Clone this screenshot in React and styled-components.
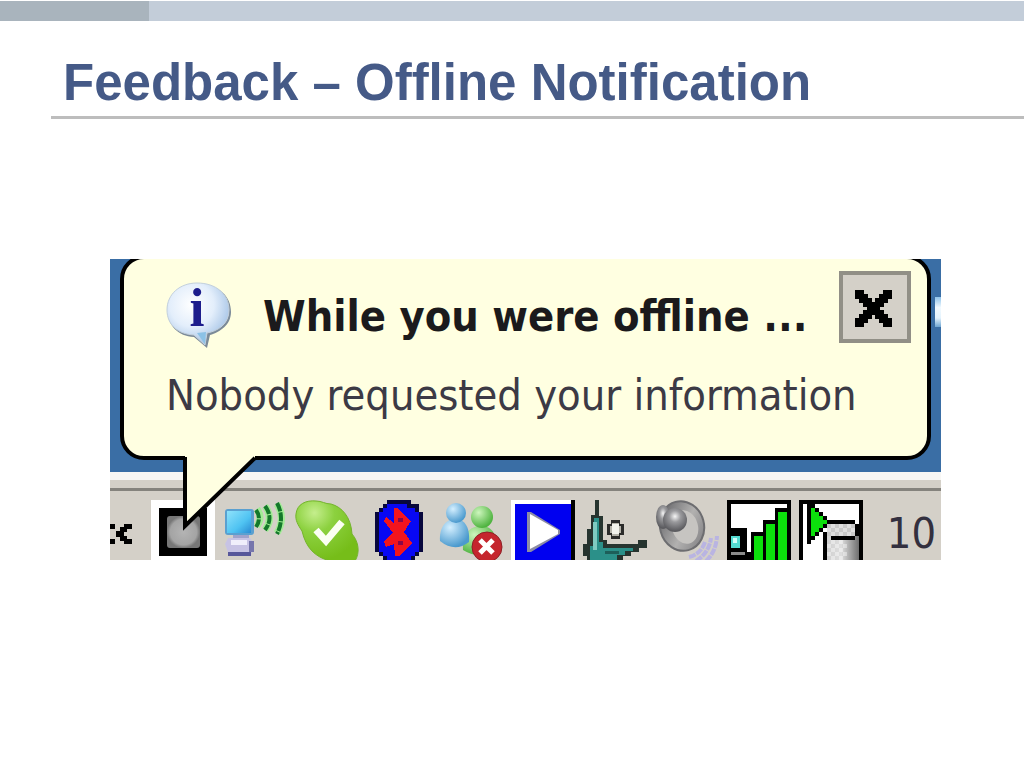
import React from 'react';
import styled, { createGlobalStyle } from 'styled-components'

const GlobalStyle = createGlobalStyle`
    * {
        box-sizing: border-box;
    }
    body {
        margin: 0;
        background-color: #fff;
        font-family: "Liberation Sans", Arial, sans-serif;
    }
`

const Slide = styled.div`
    padding-top: 1px;
`

const TopBar = styled.div`
    display: flex;
    height: 20px;
    background-color: #c3cdd9;
`

const TopBarAccent = styled.div`
    width: 149px;
    background-color: #a9b4bd;
`

const TitleBlock = styled.header`
    margin-left: 51px;
    padding: 32px 12px 4px;
    border-bottom: 3px solid #bdbdbd;
`

const Title = styled.h1`
    margin: 0;
    color: #455a87;
    font-size: 51px;
    line-height: 59px;
    font-weight: bold;
`

const Content = styled.main`
    padding: 140px 83px 40px 110px;
`

const Screen = styled.section`
    overflow: hidden;
    background-color: #3a6ea5;
`

const Desktop = styled.div`
    position: relative;
    padding: 0 10px 12px;
`

const DesktopIcon = styled.div`
    position: absolute;
    top: 42px;
    right: 0;
    width: 6px;
    height: 30px;
    background: linear-gradient(#8fc3ea, #f2faff 35%, #e4f3fd 70%, #6fa6d2);
`

const Balloon = styled.div`
    position: relative;
    margin-top: -4px;
    padding: 12px 16px 35px 42px;
    border: 4px solid #000;
    border-radius: 24px;
    background-color: #ffffe1;
    font-family: "DejaVu Sans Condensed", "DejaVu Sans", Tahoma, sans-serif;
`

const BalloonHeader = styled.div`
    display: flex;
    gap: 33px;
    height: 72px;
`

const BalloonIcon = styled.svg`
    flex: none;
    margin-top: 11px;
    overflow: visible;
`

const BalloonTitle = styled.h2`
    flex: 1;
    min-width: 0;
    margin: 0;
    padding-top: 19px;
    color: #1b1a1c;
    font-size: 43px;
    line-height: 52px;
    font-weight: bold;
    white-space: nowrap;
`

const BalloonText = styled.p`
    margin: 26px 0 0;
    color: #3c3a45;
    font-size: 43px;
    line-height: 52px;
    white-space: nowrap;
`

const BalloonTail = styled.svg`
    position: absolute;
    top: 194px;
    left: 56px;
    z-index: 1;
`

const CloseButton = styled.button`
    display: flex;
    flex: none;
    align-items: center;
    justify-content: center;
    width: 72px;
    height: 72px;
    margin-left: -33px;
    padding: 0;
    border: 4px solid #918f86;
    background-color: #d4d0c8;
`

const Taskbar = styled.footer`
    border-top: 8px solid #f8f7f4;
    padding-top: 8px;
    background-color: #d4d0c8;
`

const Tray = styled.div`
    display: flex;
    gap: 8px;
    height: 72px;
    padding: 9px 5px 0 0;
    border-top: 3px solid #85837d;
`

const TrayButton = styled.button`
    flex: none;
    width: ${(props) => props.$width || '64px'};
    height: 61px;
    padding: 0;
    border: 0;
    background: none;
    > svg {
        display: block;
    }
`

const Clock = styled.time`
    margin-left: auto;
    color: #33303f;
    font-family: "DejaVu Sans Condensed", "DejaVu Sans", Tahoma, sans-serif;
    font-size: 43px;
    line-height: 66px;
`

function InfoIcon() {
    return (
        <BalloonIcon width="64" height="68" viewBox="0 0 64 68" aria-hidden="true">
            <defs>
                <radialGradient id="bubble" cx="0.4" cy="0.35" r="0.65">
                    <stop offset="0" stopColor="#ffffff" />
                    <stop offset="0.55" stopColor="#e3eefb" />
                    <stop offset="1" stopColor="#a6c4e6" />
                </radialGradient>
            </defs>
            <path d="M34 3C53 3 65 14 65 30C65 43 54 50 44 53L41 66L28 55C12 54 2 44 2 29C2 14 14 3 34 3Z" fill="#7b8a98" />
            <path d="M31 1C50 1 63 12 63 28C63 42 52 49 41 51L39 63L28 53C12 52 1 43 1 28C1 12 14 1 31 1Z" fill="url(#bubble)" stroke="#c3d0dc" strokeWidth="1" />
            <path d="M31 51L39 62L40 50Z" fill="#8cc2e6" />
            <text x="31" y="44" textAnchor="middle" fontFamily="Liberation Serif, serif" fontWeight="bold" fontSize="54" fill="#1d1d8c">i</text>
        </BalloonIcon>
    )
}

function CloseIcon() {
    return (
        <svg width="40" height="40" viewBox="0 0 40 40" shapeRendering="crispEdges" aria-hidden="true">
            <path d="M0 3H9V7H13V11H17V15H20V11H24V7H28V3H37V12H33V16H29V20H25V23H29V27H33V31H37V40H28V36H24V32H20V28H17V32H13V36H9V40H0V31H4V27H8V23H12V20H8V16H4V12H0Z" />
        </svg>
    )
}

function MoreIcon() {
    return (
        <svg width="33" height="61" viewBox="0 0 33 61" shapeRendering="crispEdges">
            <path d="M14 24H22V29H17V32H14V36H17V39H22V44H14V41H10V37H6V31H10V27H14ZM0 24H5V29H0ZM0 39H5V44H0Z" />
        </svg>
    )
}

function ScreenIcon() {
    return (
        <svg width="64" height="61" viewBox="0 0 64 61">
            <defs>
                <radialGradient id="panel">
                    <stop offset="0" stopColor="#b4b4b4" />
                    <stop offset="0.8" stopColor="#a4a4a4" />
                    <stop offset="1" stopColor="#777" />
                </radialGradient>
            </defs>
            <path d="M0 0H65V61H0Z" fill="#fff" />
            <path d="M8 8H56V56H8Z" />
            <rect x="16" y="16" width="33" height="32" rx="3" fill="url(#panel)" />
        </svg>
    )
}

function WirelessIcon() {
    return (
        <svg width="64" height="61" viewBox="0 0 64 61">
            <defs>
                <linearGradient id="monitor" x1="0" y1="0" x2="1" y2="1">
                    <stop offset="0" stopColor="#8fe2fb" />
                    <stop offset="0.6" stopColor="#4fc3f2" />
                    <stop offset="1" stopColor="#2a8bd2" />
                </linearGradient>
            </defs>
            <rect x="2" y="9" width="29" height="26" rx="3" fill="#5aa0d0" />
            <rect x="4" y="11" width="24" height="22" fill="url(#monitor)" />
            <path d="M10 35H26V39H10Z" fill="#9fa3cc" />
            <path d="M5 38H27L31 44L28 55H6L2 44Z" fill="#c7c3e4" />
            <path d="M8 40H24V45H8Z" fill="#f0effb" />
            <path d="M5 52H28V56H5Z" fill="#57579a" />
            <path d="M26 41H31V52H26Z" fill="#7676ac" />
            <g fill="none" stroke="#a2ec96" strokeWidth="7">
                <path d="M34 9Q40 17 34 26" />
                <path d="M42 6Q51 18 42 30" />
                <path d="M54 4Q63 18 54 33" />
            </g>
            <g fill="none" stroke="#14782a" strokeWidth="4" strokeDasharray="9 1">
                <path d="M33 10Q39 18 33 27" />
                <path d="M42 6Q51 18 42 30" />
                <path d="M54 3Q62 18 54 34" />
            </g>
        </svg>
    )
}

function OnlineIcon() {
    return (
        <svg width="64" height="61" viewBox="0 0 64 61">
            <defs>
                <radialGradient id="cloud" cx="0.3" cy="0.2" r="0.8">
                    <stop offset="0" stopColor="#c5ee8d" />
                    <stop offset="0.4" stopColor="#8cd13f" />
                    <stop offset="1" stopColor="#76bd19" />
                </radialGradient>
            </defs>
            <path d="M1 14C2 4 11 0 21 1C27 1 30 4 36 4C47 7 56 17 57 34C64 42 65 53 60 61H35C20 57 11 48 7 31C3 25 0 20 1 14Z" fill="url(#cloud)" stroke="#74b42c" strokeWidth="1" />
            <path d="M21 30L31 41L47 22" fill="none" stroke="#fbfff2" strokeWidth="7" />
        </svg>
    )
}

function BluetoothIcon() {
    return (
        <svg width="64" height="61" viewBox="0 0 64 61" shapeRendering="crispEdges">
            <path d="M20 0H44V4H52V12H56V52H52V56H48V61H16V56H12V52H8V12H12V8H16V4H20Z" fill="#07073c" />
            <path d="M20 4H40V8H48V12H52V52H48V56H44V61H20V56H16V52H12V12H16V8H20Z" fill="#0808f4" />
            <path d="M27 8H30L44 21L37 32L45 43L32 56H28L27 44L19 47L17 41L26 33L17 21L19 17L27 23Z" fill="#f3141e" />
            <path d="M31 18H36V22H31ZM31 41H36V45H31Z" fill="#8a0848" />
        </svg>
    )
}

function ContactsIcon() {
    return (
        <svg width="64" height="61" viewBox="0 0 64 61">
            <defs>
                <radialGradient id="blueGuy" cx="0.35" cy="0.3" r="0.7">
                    <stop offset="0" stopColor="#d4efff" />
                    <stop offset="1" stopColor="#4b9ace" />
                </radialGradient>
                <radialGradient id="greenGuy" cx="0.35" cy="0.3" r="0.7">
                    <stop offset="0" stopColor="#cdf6bd" />
                    <stop offset="1" stopColor="#4eb33f" />
                </radialGradient>
            </defs>
            <path d="M24 50C23 35 30 26 42 26C54 26 59 36 56 50Q40 60 24 50Z" fill="url(#greenGuy)" />
            <circle cx="43" cy="17" r="11" fill="url(#greenGuy)" />
            <path d="M1 41C0 29 6 19 16 19C27 19 31 29 30 42Q16 53 1 41Z" fill="url(#blueGuy)" />
            <circle cx="17" cy="13" r="10" fill="url(#blueGuy)" />
            <circle cx="48" cy="47" r="15" fill="#c5252d" stroke="#8d2026" strokeWidth="1" />
            <path d="M41 40L54 53M54 40L41 53" stroke="#fff" strokeWidth="5" />
        </svg>
    )
}

function PlayIcon() {
    return (
        <svg width="64" height="61" viewBox="0 0 64 61">
            <path d="M0 0H60V4H4V61H0Z" fill="#fff" />
            <path d="M4 4H60V61H4Z" fill="#0000f0" />
            <path d="M60 0H64V61H60Z" />
            <path d="M16 12H20L49 30V34L20 52H16Z" fill="#8c8ca4" />
            <path d="M19 14L47 30V34L19 49Z" fill="#fff" />
        </svg>
    )
}

function AgentIcon() {
    return (
        <svg width="64" height="61" viewBox="0 0 64 61" shapeRendering="crispEdges">
            <path d="M12 0H16V16H20V40H24V44H55V40H64V48H56V52H48V56H40V61H4V56H0V44H4V29H8V15H12Z" fill="#26342f" />
            <path d="M11 18H16V42H20V48H50V51H42V55H34V61H7V46H10Z" fill="#2b9089" />
            <path d="M10 22H14V50H10Z" fill="#7fcac0" />
            <path d="M22 51H36V54H22Z" fill="#1d5f5a" />
            <path d="M28 20H37V24H41V35H37V39H28V35H24V24H28Z" fill="#2b2b2a" />
            <path d="M29 23H36V26H38V33H36V36H29V33H27V26H29Z" fill="#b5b3aa" />
            <path d="M29 24H36V34H29Z" fill="#f2f2ec" />
        </svg>
    )
}

function SpeakerIcon() {
    return (
        <svg width="64" height="61" viewBox="0 0 64 61">
            <defs>
                <linearGradient id="ring" x1="0" y1="0" x2="1" y2="1">
                    <stop offset="0" stopColor="#58585c" />
                    <stop offset="0.55" stopColor="#b2b1b0" />
                    <stop offset="1" stopColor="#77767a" />
                </linearGradient>
                <radialGradient id="cone" cx="0.5" cy="0.35" r="0.6">
                    <stop offset="0" stopColor="#f6f6f6" />
                    <stop offset="0.4" stopColor="#9a9a9d" />
                    <stop offset="1" stopColor="#5c5c60" />
                </radialGradient>
            </defs>
            <g fill="none" stroke="#b9b4e2" strokeWidth="4" strokeDasharray="7 1">
                <path d="M34 57Q46 54 50 42" />
                <path d="M41 61Q54 53 56 38" />
                <path d="M51 61Q61 52 62 36" />
            </g>
            <ellipse cx="27" cy="26" rx="22" ry="25" fill="url(#ring)" stroke="#6d6d70" strokeWidth="2" transform="rotate(-15 27 26)" />
            <ellipse cx="30" cy="27" rx="13" ry="17" fill="#c6c4c1" transform="rotate(-15 30 27)" />
            <ellipse cx="8" cy="17" rx="7" ry="12" fill="url(#cone)" />
            <circle cx="20" cy="20" r="12" fill="url(#cone)" />
        </svg>
    )
}

function SignalIcon() {
    return (
        <svg width="64" height="61" viewBox="0 0 64 61" shapeRendering="crispEdges">
            <path d="M0 0H64V61H0Z" />
            <path d="M4 4H60V8H48V20H36V32H24V52H20V28H4Z" fill="#fff" />
            <path d="M4 36H13V48H4Z" fill="#54dcd2" />
            <path d="M6 38H10V43H6Z" fill="#d2fffa" />
            <path d="M4 52H18V55H4Z" fill="#8c8c8c" />
            <path d="M27 36H36V61H27ZM39 24H48V61H39ZM51 12H60V61H51Z" fill="#0ce00c" />
        </svg>
    )
}

function DatabaseIcon() {
    return (
        <svg width="64" height="61" viewBox="0 0 64 61" shapeRendering="crispEdges">
            <defs>
                <linearGradient id="drum">
                    <stop offset="0" stopColor="#d0d0d0" />
                    <stop offset="0.45" stopColor="#dedede" />
                    <stop offset="1" stopColor="#6e6e6e" />
                </linearGradient>
                <pattern id="dots" width="8" height="8" patternUnits="userSpaceOnUse">
                    <path d="M0 0H4V4H0ZM4 4H8V8H4Z" fill="#fff" opacity="0.4" />
                </pattern>
            </defs>
            <path d="M0 0H64V61H0Z" />
            <path d="M4 4H60V61H4Z" fill="#fff" />
            <path d="M28 20H56V24H60V61H24V32H28Z" />
            <path d="M28 24H56V36H32V61H28Z" fill="#c9c9c9" />
            <path d="M28 36H32V40H56V36H60V61H28Z" fill="url(#drum)" />
            <path d="M28 24H56V36H28ZM28 40H48V61H28Z" fill="url(#dots)" />
            <path d="M8 4H16V8H20V12H24V16H28V20H32V24H28V28H24V32H20V36H16V40H12V44H8Z" />
            <path d="M12 8H16V12H20V16H24V20H28V24H24V28H20V32H16V36H12Z" fill="#0ce00c" />
        </svg>
    )
}

const trayItems = [
    { label: 'Display', icon: <ScreenIcon /> },
    { label: 'Wireless network', icon: <WirelessIcon /> },
    { label: 'Online status', icon: <OnlineIcon /> },
    { label: 'Bluetooth', icon: <BluetoothIcon /> },
    { label: 'Contacts', icon: <ContactsIcon /> },
    { label: 'Player', icon: <PlayIcon /> },
    { label: 'Agent', icon: <AgentIcon /> },
    { label: 'Volume', icon: <SpeakerIcon /> },
    { label: 'Signal strength', icon: <SignalIcon /> },
    { label: 'Database', icon: <DatabaseIcon /> },
]

function Notification() {
    return (
        <Balloon role="status">
            <BalloonHeader>
                <InfoIcon />
                <BalloonTitle>While you were offline ...</BalloonTitle>
                <CloseButton aria-label="Close">
                    <CloseIcon />
                </CloseButton>
            </BalloonHeader>
            <BalloonText>Nobody requested your information</BalloonText>
            {/* covers the bottom border and points down at the tray */}
            <BalloonTail width="84" height="84" viewBox="0 0 84 84" aria-hidden="true">
                <path d="M5 0V73L75 5V0Z" fill="#ffffe1" />
                <path d="M5 4V73L75 5" fill="none" stroke="#000" strokeWidth="4" />
            </BalloonTail>
        </Balloon>
    )
}

function App() {
    return (
        <Slide>
            <GlobalStyle />
            <TopBar>
                <TopBarAccent />
            </TopBar>
            <TitleBlock>
                <Title>Feedback – Offline Notification</Title>
            </TitleBlock>
            <Content>
                <Screen>
                    <Desktop>
                        <DesktopIcon />
                        <Notification />
                    </Desktop>
                    <Taskbar>
                        <Tray>
                            <TrayButton $width="33px" aria-label="Show hidden icons">
                                <MoreIcon />
                            </TrayButton>
                            {trayItems.map(({ label, icon }) => (
                                <TrayButton key={label} aria-label={label}>{icon}</TrayButton>
                            ))}
                            <Clock>10</Clock>
                        </Tray>
                    </Taskbar>
                </Screen>
            </Content>
        </Slide>
    );
}

export default App;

> **TASK PROMPT**: Extract from the material all lines containing the string "components".

> **ANSWER TO THE PROBLEM**:
Clone this screenshot in React and styled-components.
import styled, { createGlobalStyle } from 'styled-components'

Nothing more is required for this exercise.